-- Provided data start --

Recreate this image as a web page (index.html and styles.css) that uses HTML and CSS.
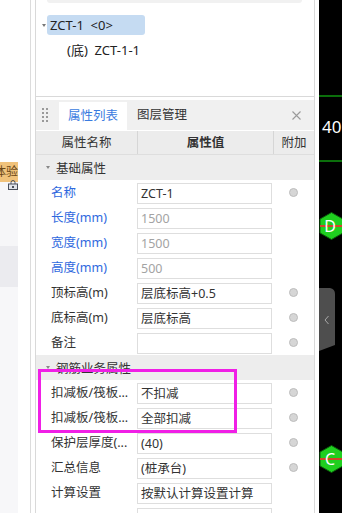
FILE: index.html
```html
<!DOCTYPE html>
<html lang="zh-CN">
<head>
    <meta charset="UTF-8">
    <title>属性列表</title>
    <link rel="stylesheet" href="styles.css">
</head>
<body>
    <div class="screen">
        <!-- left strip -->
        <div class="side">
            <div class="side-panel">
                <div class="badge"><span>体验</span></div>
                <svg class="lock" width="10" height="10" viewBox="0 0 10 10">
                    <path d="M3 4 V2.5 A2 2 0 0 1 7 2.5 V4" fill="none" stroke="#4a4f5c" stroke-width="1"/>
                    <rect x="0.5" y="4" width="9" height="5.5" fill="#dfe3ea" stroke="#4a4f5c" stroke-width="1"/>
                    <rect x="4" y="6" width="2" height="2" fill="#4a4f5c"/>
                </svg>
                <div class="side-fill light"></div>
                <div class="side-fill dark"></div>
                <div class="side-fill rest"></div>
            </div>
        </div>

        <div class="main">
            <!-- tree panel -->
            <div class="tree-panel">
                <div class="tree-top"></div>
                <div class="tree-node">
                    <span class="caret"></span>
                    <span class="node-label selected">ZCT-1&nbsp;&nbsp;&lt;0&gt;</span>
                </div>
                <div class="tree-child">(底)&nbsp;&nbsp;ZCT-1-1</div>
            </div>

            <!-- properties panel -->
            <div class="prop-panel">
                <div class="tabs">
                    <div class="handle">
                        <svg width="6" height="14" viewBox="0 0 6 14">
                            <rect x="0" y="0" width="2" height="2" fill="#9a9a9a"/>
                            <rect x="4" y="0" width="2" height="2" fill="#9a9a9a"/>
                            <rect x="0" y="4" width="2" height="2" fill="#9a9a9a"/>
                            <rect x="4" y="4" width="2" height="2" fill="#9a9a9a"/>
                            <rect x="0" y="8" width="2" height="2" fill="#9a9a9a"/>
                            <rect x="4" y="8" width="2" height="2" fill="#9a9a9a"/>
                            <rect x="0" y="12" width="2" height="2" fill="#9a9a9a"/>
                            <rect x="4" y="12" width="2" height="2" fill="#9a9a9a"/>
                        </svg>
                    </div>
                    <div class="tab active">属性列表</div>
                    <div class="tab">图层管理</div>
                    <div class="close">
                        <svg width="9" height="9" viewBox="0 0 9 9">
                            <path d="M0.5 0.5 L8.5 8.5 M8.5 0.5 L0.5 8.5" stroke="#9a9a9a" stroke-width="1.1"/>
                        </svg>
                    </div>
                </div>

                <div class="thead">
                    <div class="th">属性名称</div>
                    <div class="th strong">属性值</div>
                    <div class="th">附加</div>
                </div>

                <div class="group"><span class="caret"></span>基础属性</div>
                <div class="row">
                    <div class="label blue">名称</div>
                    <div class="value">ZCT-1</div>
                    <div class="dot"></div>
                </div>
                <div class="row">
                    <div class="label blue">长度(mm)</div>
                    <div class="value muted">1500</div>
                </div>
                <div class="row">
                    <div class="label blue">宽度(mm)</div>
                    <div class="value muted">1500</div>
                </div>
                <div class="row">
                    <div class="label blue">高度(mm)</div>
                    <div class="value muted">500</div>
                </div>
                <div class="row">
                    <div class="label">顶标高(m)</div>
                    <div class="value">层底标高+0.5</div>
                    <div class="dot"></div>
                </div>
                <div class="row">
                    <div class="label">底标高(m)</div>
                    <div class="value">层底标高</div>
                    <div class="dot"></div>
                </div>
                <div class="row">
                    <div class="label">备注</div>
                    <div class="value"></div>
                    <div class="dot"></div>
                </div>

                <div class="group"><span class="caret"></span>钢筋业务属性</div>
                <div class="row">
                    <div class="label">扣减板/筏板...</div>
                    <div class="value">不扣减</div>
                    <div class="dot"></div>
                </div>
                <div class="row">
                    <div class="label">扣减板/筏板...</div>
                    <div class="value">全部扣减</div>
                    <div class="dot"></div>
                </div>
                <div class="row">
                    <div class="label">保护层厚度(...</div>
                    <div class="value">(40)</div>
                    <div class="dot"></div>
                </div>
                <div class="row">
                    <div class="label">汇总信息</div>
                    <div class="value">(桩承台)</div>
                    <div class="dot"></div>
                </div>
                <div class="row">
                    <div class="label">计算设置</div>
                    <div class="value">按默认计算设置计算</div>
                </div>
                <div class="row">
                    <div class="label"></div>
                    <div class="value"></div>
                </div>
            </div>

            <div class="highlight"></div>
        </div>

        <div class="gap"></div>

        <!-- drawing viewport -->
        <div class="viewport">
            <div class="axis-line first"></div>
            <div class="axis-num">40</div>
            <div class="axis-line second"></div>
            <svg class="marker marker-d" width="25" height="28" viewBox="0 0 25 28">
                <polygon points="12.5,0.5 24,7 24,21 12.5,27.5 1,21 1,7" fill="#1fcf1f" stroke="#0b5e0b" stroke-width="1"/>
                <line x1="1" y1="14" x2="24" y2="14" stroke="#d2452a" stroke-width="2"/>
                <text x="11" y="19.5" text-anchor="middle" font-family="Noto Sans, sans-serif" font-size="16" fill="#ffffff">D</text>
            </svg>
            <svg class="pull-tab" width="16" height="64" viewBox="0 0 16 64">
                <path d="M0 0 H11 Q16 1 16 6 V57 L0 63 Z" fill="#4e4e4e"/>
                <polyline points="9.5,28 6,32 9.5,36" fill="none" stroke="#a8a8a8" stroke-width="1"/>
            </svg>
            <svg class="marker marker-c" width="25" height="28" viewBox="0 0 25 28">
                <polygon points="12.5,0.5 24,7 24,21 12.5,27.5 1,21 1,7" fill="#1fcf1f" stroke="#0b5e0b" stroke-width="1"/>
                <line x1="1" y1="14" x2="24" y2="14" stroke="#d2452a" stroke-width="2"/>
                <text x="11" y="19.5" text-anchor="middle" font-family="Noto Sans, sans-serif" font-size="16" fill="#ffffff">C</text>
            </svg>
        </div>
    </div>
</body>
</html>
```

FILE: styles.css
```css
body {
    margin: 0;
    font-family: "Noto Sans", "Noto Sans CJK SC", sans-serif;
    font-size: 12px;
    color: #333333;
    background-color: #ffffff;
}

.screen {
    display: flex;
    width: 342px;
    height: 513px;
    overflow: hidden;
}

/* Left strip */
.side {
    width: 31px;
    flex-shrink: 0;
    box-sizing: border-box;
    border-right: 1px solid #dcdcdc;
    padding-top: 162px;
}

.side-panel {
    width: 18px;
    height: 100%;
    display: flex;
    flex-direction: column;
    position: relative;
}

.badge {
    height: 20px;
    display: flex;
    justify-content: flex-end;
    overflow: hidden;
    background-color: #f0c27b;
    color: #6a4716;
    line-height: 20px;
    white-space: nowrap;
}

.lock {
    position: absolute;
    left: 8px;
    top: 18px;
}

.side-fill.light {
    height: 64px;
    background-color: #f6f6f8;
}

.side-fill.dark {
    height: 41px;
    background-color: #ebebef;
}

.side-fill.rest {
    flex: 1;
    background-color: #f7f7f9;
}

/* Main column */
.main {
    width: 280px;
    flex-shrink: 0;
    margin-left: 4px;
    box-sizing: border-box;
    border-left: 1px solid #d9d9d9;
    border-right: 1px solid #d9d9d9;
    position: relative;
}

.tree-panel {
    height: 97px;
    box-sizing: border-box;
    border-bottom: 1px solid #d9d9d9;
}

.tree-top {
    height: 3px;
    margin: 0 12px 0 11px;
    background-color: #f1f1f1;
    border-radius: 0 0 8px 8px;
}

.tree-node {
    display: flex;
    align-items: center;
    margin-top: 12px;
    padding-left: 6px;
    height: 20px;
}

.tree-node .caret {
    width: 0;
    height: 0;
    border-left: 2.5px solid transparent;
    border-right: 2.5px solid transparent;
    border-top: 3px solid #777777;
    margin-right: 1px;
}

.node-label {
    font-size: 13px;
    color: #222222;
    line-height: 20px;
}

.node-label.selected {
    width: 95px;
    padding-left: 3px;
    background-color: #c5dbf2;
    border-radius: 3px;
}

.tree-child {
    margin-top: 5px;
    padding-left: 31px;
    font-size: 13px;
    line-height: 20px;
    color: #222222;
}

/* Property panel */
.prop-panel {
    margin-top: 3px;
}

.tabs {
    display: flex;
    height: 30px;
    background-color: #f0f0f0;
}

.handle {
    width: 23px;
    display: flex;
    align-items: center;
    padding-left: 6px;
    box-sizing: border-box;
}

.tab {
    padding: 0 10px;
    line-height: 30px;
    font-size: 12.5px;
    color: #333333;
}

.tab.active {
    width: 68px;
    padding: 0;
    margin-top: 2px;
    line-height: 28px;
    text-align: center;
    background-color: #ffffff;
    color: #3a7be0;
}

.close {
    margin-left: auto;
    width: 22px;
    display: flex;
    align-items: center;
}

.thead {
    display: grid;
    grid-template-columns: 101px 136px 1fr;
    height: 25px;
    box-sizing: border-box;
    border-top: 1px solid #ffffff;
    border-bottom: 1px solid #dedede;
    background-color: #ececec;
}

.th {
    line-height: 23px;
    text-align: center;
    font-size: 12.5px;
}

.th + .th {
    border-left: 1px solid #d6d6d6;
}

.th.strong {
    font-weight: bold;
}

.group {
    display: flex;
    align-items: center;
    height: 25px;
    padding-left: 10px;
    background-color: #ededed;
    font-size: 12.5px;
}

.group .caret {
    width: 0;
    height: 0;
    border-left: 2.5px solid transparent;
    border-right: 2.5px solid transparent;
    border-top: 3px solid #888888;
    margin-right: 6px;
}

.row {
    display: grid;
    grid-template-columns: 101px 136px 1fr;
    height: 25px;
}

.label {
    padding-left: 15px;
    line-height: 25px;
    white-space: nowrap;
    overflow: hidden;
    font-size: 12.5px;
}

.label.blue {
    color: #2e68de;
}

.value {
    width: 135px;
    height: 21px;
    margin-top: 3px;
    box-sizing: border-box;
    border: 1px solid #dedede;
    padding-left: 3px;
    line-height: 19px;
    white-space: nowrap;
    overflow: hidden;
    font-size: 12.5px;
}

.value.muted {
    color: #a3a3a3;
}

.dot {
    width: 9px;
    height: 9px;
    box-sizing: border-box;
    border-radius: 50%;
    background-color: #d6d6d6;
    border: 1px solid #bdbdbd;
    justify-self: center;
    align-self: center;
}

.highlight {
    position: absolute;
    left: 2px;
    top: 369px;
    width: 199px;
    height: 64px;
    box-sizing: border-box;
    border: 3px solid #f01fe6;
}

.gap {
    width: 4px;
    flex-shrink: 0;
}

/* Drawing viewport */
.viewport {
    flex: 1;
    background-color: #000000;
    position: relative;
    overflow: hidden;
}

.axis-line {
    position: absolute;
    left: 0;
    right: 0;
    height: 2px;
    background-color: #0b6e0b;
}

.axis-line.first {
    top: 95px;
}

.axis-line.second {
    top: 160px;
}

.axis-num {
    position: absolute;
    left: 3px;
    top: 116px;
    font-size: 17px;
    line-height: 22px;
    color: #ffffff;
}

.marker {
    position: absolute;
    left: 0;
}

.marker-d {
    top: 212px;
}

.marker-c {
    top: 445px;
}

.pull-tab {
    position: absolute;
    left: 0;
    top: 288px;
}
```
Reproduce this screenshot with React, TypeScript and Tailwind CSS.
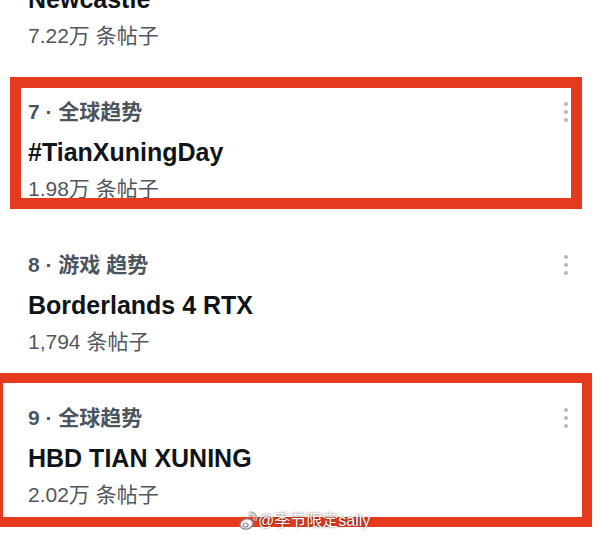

-- Provided data end --

Direction:
In the entries above, some lines may contain the string "styles"; report how many, without additional comment.

Answer to the task:
3